Soccer-England fans enjoy their day in the sun at World Cup opener

DOHA (Reuters) - England fans at their first match mostly gave the Qatar World Cup a thumbs-up on Monday despite the ban on alcohol in the stadiums and continuing criticism from advocacy groups over human rights issues.

As supporters flocked in their tens of thousands to three matches across the country on the second day of the tournament, England were among the better supported nations.

"Well, we have only arrived today and so far so good, no issues," England fan Darren Barrett told Reuters.

"Getting to the ground is easy enough. Every different fan from around the world is here. It is great to catch up with everybody and the sun is shining."

Issues with the automated ticketing machines caused a delay for some fans getting into the Khalifa International Stadium, where the sale of alcoholic beer was banned after a late U-turn by organisers.

Gerard Milano from Nottingham, who has been travelling to World Cups for more than four decades, said it was not an issue for him.

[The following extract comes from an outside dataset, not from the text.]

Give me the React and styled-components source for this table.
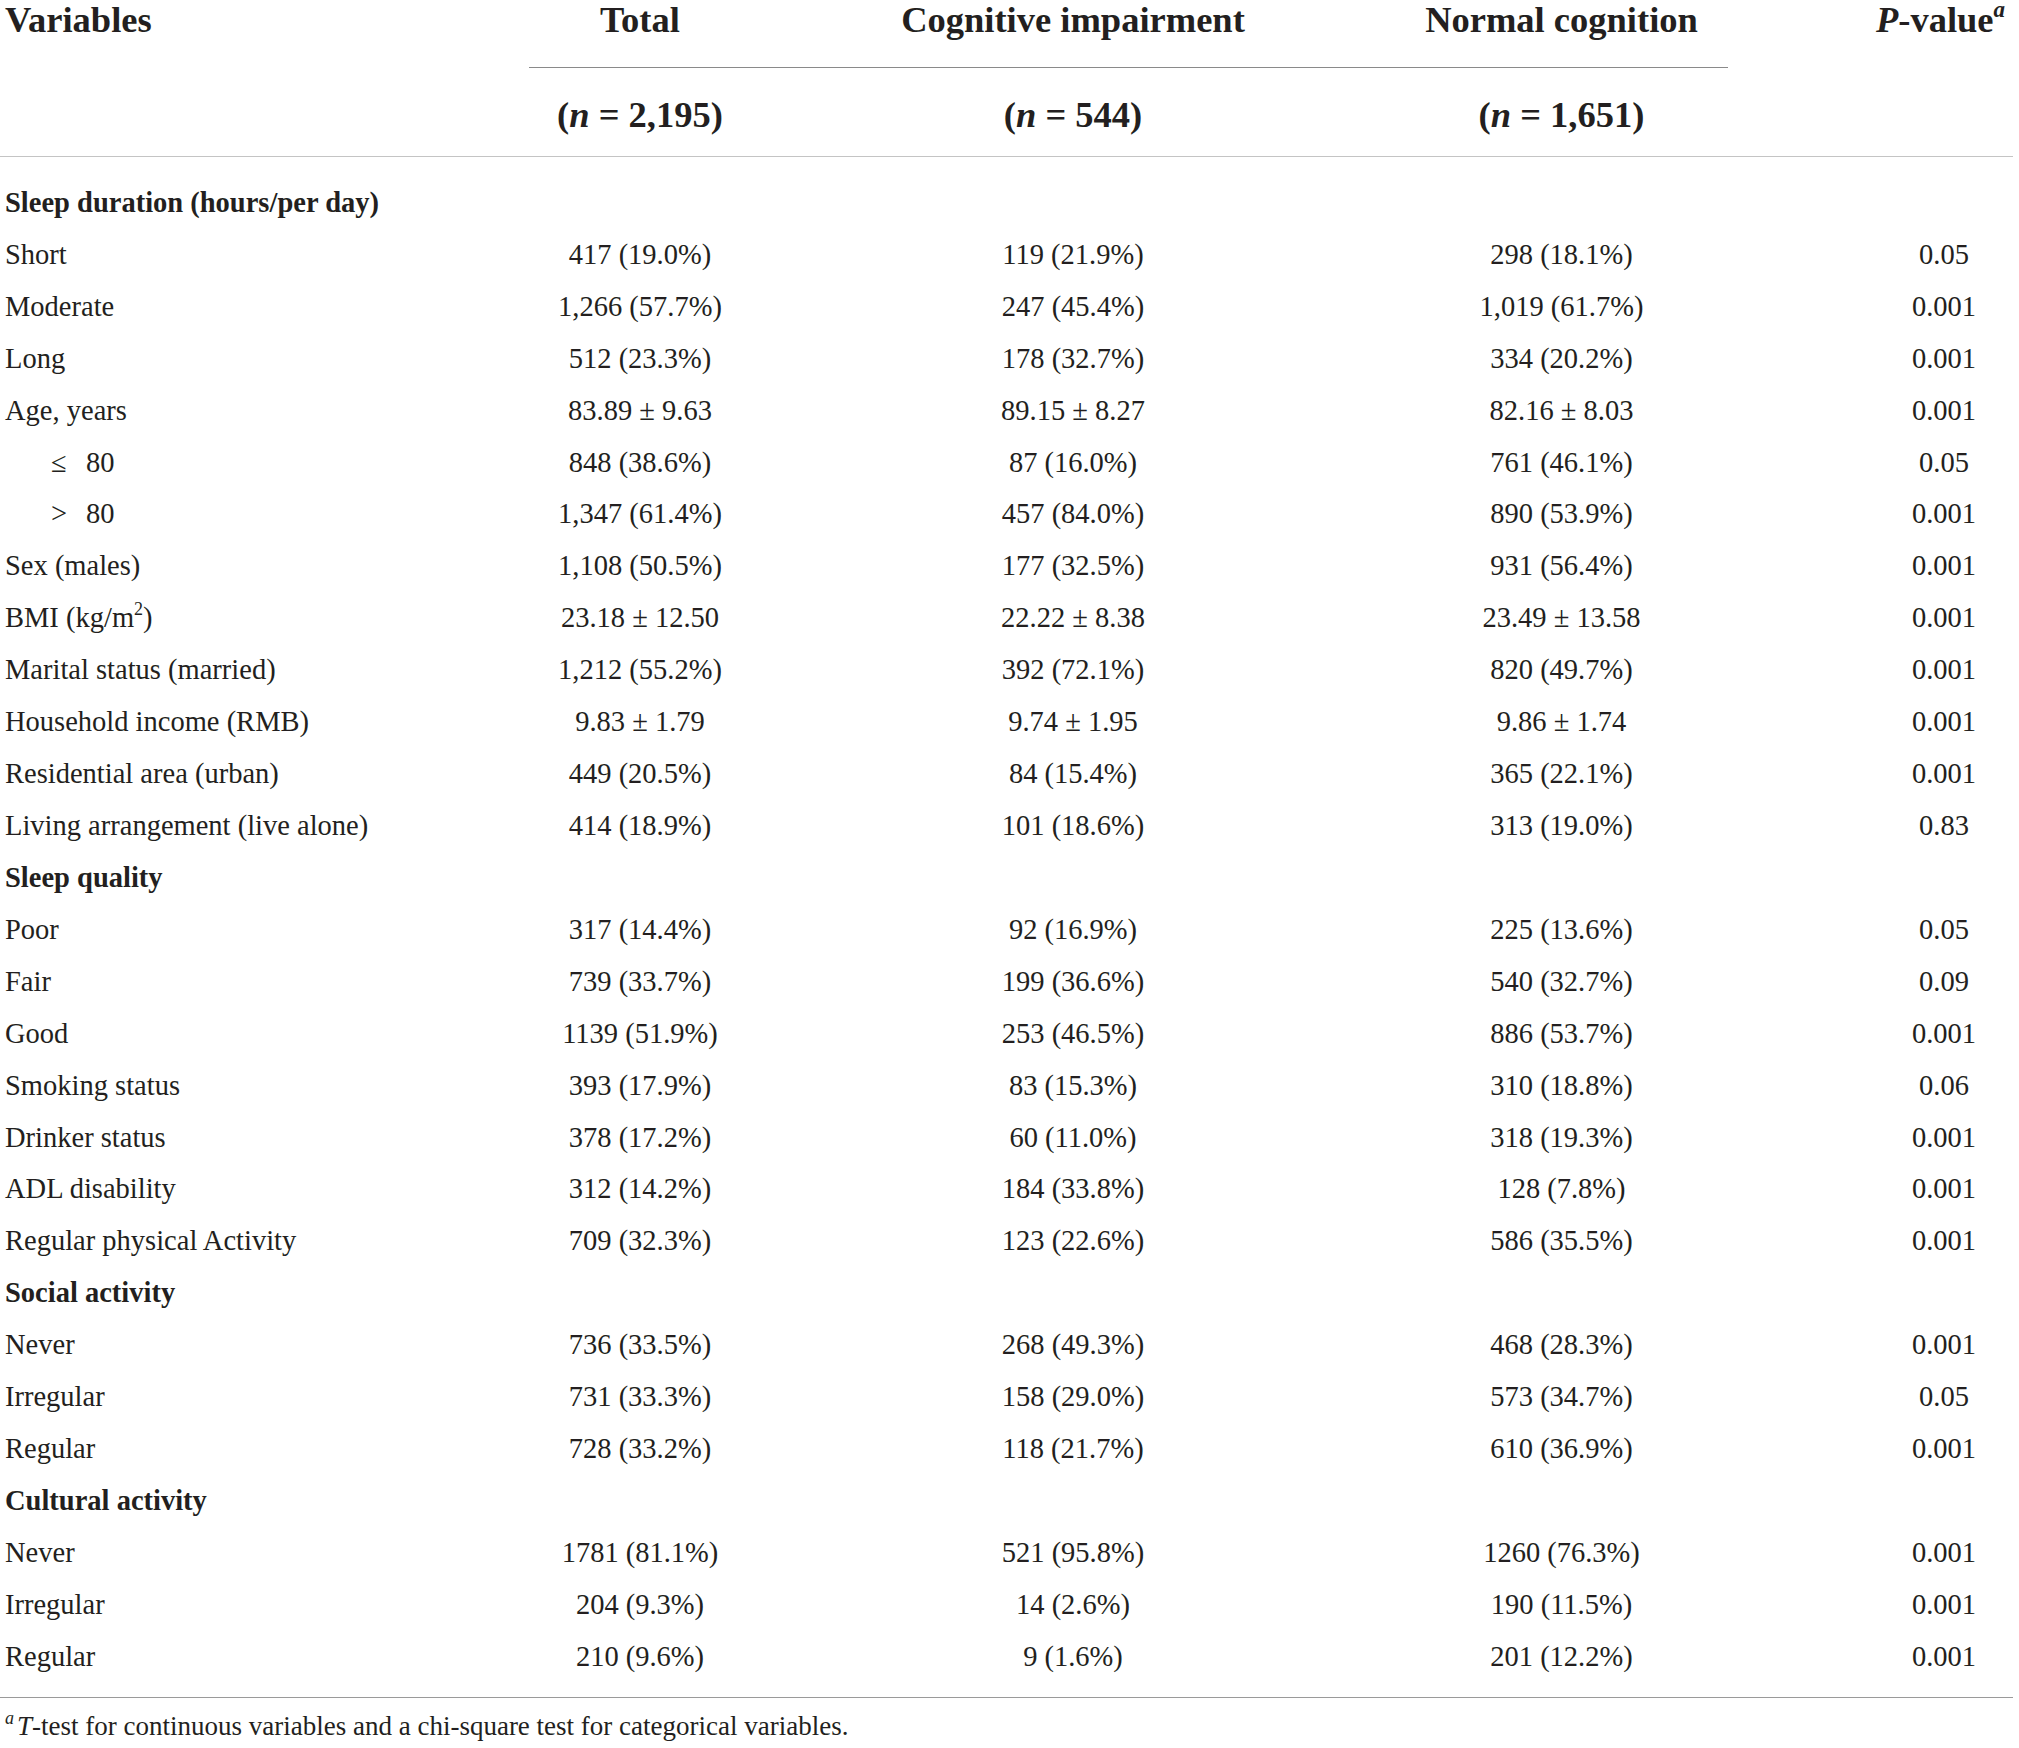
import styled, { createGlobalStyle } from 'styled-components'

const GlobalStyle = createGlobalStyle`
	html, body {
		margin: 0;
		padding: 0;
		background: #ffffff;
	}
	body {
		font-family: 'Liberation Serif', 'DejaVu Serif', serif;
		color: #231f20;
	}
`

const COLUMNS = '529px 222px 644px 333px 1fr'

const rows = [
	{ section: 'Sleep duration (hours/per day)' },
	{ label: 'Short', values: ['417 (19.0%)', '119 (21.9%)', '298 (18.1%)', '0.05'] },
	{ label: 'Moderate', values: ['1,266 (57.7%)', '247 (45.4%)', '1,019 (61.7%)', '0.001'] },
	{ label: 'Long', values: ['512 (23.3%)', '178 (32.7%)', '334 (20.2%)', '0.001'] },
	{ label: 'Age, years', values: ['83.89 ± 9.63', '89.15 ± 8.27', '82.16 ± 8.03', '0.001'] },
	{ label: '80', sign: '≤', values: ['848 (38.6%)', '87 (16.0%)', '761 (46.1%)', '0.05'] },
	{ label: '80', sign: '>', values: ['1,347 (61.4%)', '457 (84.0%)', '890 (53.9%)', '0.001'] },
	{ label: 'Sex (males)', values: ['1,108 (50.5%)', '177 (32.5%)', '931 (56.4%)', '0.001'] },
	{ label: 'BMI', bmi: true, values: ['23.18 ± 12.50', '22.22 ± 8.38', '23.49 ± 13.58', '0.001'] },
	{ label: 'Marital status (married)', values: ['1,212 (55.2%)', '392 (72.1%)', '820 (49.7%)', '0.001'] },
	{ label: 'Household income (RMB)', values: ['9.83 ± 1.79', '9.74 ± 1.95', '9.86 ± 1.74', '0.001'] },
	{ label: 'Residential area (urban)', values: ['449 (20.5%)', '84 (15.4%)', '365 (22.1%)', '0.001'] },
	{ label: 'Living arrangement (live alone)', values: ['414 (18.9%)', '101 (18.6%)', '313 (19.0%)', '0.83'] },
	{ section: 'Sleep quality' },
	{ label: 'Poor', values: ['317 (14.4%)', '92 (16.9%)', '225 (13.6%)', '0.05'] },
	{ label: 'Fair', values: ['739 (33.7%)', '199 (36.6%)', '540 (32.7%)', '0.09'] },
	{ label: 'Good', values: ['1139 (51.9%)', '253 (46.5%)', '886 (53.7%)', '0.001'] },
	{ label: 'Smoking status', values: ['393 (17.9%)', '83 (15.3%)', '310 (18.8%)', '0.06'] },
	{ label: 'Drinker status', values: ['378 (17.2%)', '60 (11.0%)', '318 (19.3%)', '0.001'] },
	{ label: 'ADL disability', values: ['312 (14.2%)', '184 (33.8%)', '128 (7.8%)', '0.001'] },
	{ label: 'Regular physical Activity', values: ['709 (32.3%)', '123 (22.6%)', '586 (35.5%)', '0.001'] },
	{ section: 'Social activity' },
	{ label: 'Never', values: ['736 (33.5%)', '268 (49.3%)', '468 (28.3%)', '0.001'] },
	{ label: 'Irregular', values: ['731 (33.3%)', '158 (29.0%)', '573 (34.7%)', '0.05'] },
	{ label: 'Regular', values: ['728 (33.2%)', '118 (21.7%)', '610 (36.9%)', '0.001'] },
	{ section: 'Cultural activity' },
	{ label: 'Never', values: ['1781 (81.1%)', '521 (95.8%)', '1260 (76.3%)', '0.001'] },
	{ label: 'Irregular', values: ['204 (9.3%)', '14 (2.6%)', '190 (11.5%)', '0.001'] },
	{ label: 'Regular', values: ['210 (9.6%)', '9 (1.6%)', '201 (12.2%)', '0.001'] },
]

const Table = styled.div`
	width: 2013px;
	display: flex;
	flex-direction: column;
`

const HeadRow = styled.div`
	display: grid;
	grid-template-columns: ${COLUMNS};
	height: ${(p) => p.$height}px;
	border-bottom: ${(p) => (p.$ruled ? '1px solid #c4c4c4' : 'none')};
	box-sizing: border-box;
`

const HeadCell = styled.div`
	font-size: 36.5px;
	font-weight: 700;
	line-height: 40px;
	text-align: ${(p) => (p.$left ? 'left' : 'center')};
	padding-left: ${(p) => (p.$left ? '5px' : p.$pcol ? '140px' : '0')};
	padding-top: ${(p) => p.$top || 0}px;
	border-bottom: ${(p) => (p.$underline ? '1px solid #8a8a8a' : 'none')};
	white-space: nowrap;

	& i {
		font-style: italic;
	}

	& sup {
		font-size: 23px;
		font-style: italic;
		line-height: 0;
		vertical-align: 15px;
	}
`

const Body = styled.div`
	padding: 20px 0 14px;
	border-bottom: 1px solid #9a9a9a;
`

const Row = styled.div`
	display: grid;
	grid-template-columns: ${COLUMNS};
	height: 51.93px;
	align-items: center;
	font-size: 28.5px;
	line-height: 34px;
	white-space: nowrap;
`

const Label = styled.div`
	padding-left: ${(p) => (p.$indent ? '51px' : '5px')};
	font-weight: ${(p) => (p.$bold ? 700 : 400)};

	& sup {
		font-size: 18px;
		line-height: 0;
		vertical-align: 12px;
	}
`

const Sign = styled.span`
	display: inline-block;
	width: 35px;
`

const Value = styled.div`
	text-align: center;
	padding-left: ${(p) => (p.$pcol ? '147px' : '0')};
`

const Footnote = styled.div`
	padding: 12px 0 0 5px;
	font-size: 27px;
	line-height: 32px;

	& sup {
		font-style: italic;
		font-size: 18px;
		line-height: 0;
		vertical-align: 11px;
		margin-right: 3px;
	}
`

export default function App() {
	return (
		<>
			<GlobalStyle />
			<Table>
				<HeadRow $height={68}>
					<HeadCell $left>Variables</HeadCell>
					<HeadCell $underline>Total</HeadCell>
					<HeadCell $underline>Cognitive impairment</HeadCell>
					<HeadCell $underline>Normal cognition</HeadCell>
					<HeadCell $pcol>
						<i>P</i>-value<sup>a</sup>
					</HeadCell>
				</HeadRow>
				<HeadRow $height={89} $ruled>
					<HeadCell $left />
					<HeadCell $top={27}>
						(<i>n</i> = 2,195)
					</HeadCell>
					<HeadCell $top={27}>
						(<i>n</i> = 544)
					</HeadCell>
					<HeadCell $top={27}>
						(<i>n</i> = 1,651)
					</HeadCell>
					<HeadCell />
				</HeadRow>
				<Body>
					{rows.map((row, i) =>
						row.section ? (
							<Row key={i}>
								<Label $bold>{row.section}</Label>
							</Row>
						) : (
							<Row key={i}>
								<Label $indent={!!row.sign}>
									{row.sign && <Sign>{row.sign}</Sign>}
									{row.bmi ? (
										<>
											BMI (kg/m<sup>2</sup>)
										</>
									) : (
										row.label
									)}
								</Label>
								{row.values.map((v, j) => (
									<Value key={j} $pcol={j === 3}>
										{v}
									</Value>
								))}
							</Row>
						),
					)}
				</Body>
				<Footnote>
					<sup>a</sup>
					<i>T</i>-test for continuous variables and a chi-square test for categorical
					variables.
				</Footnote>
			</Table>
		</>
	)
}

"I have been to 11 tournaments and I have never had a drink inside the ground," he said. "You can't have a drink inside the ground in England, it is illegal."

Some fans who had been in town a bit longer were less than impressed by the smallest nation ever to stage a World Cup, however.

"It has been boring," said Ben Shaw. "It is just rubbish. Nothing to do apart from watching these games. Yesterday I was so bored. I was bored. It's rubbish."

England fan Samuel Mott, who lives in Qatar, said he thought the criticism of the awarding of the tournament to the gas-rich nation were a little unfair.

"They want to grow as a country, they want to develop then had the opportunity to host a World Cup they took it," he said.

"They are not perfect but what do you expect from a country? They want to be ambitious. Are you saying a country like Qatar can't be ambitious?"

While England fans were enjoying the 6-2 rout of Iran, some Wales supporters were in the Claw Bar near Doha's main souk fuelling up for their country's first World Cup match since 1958.

The beer and spirits were flowing seven hours before the kickoff of the second Group B match against the United States.

"It's never too early," said Wales fan Stephen, who declined to give his full name.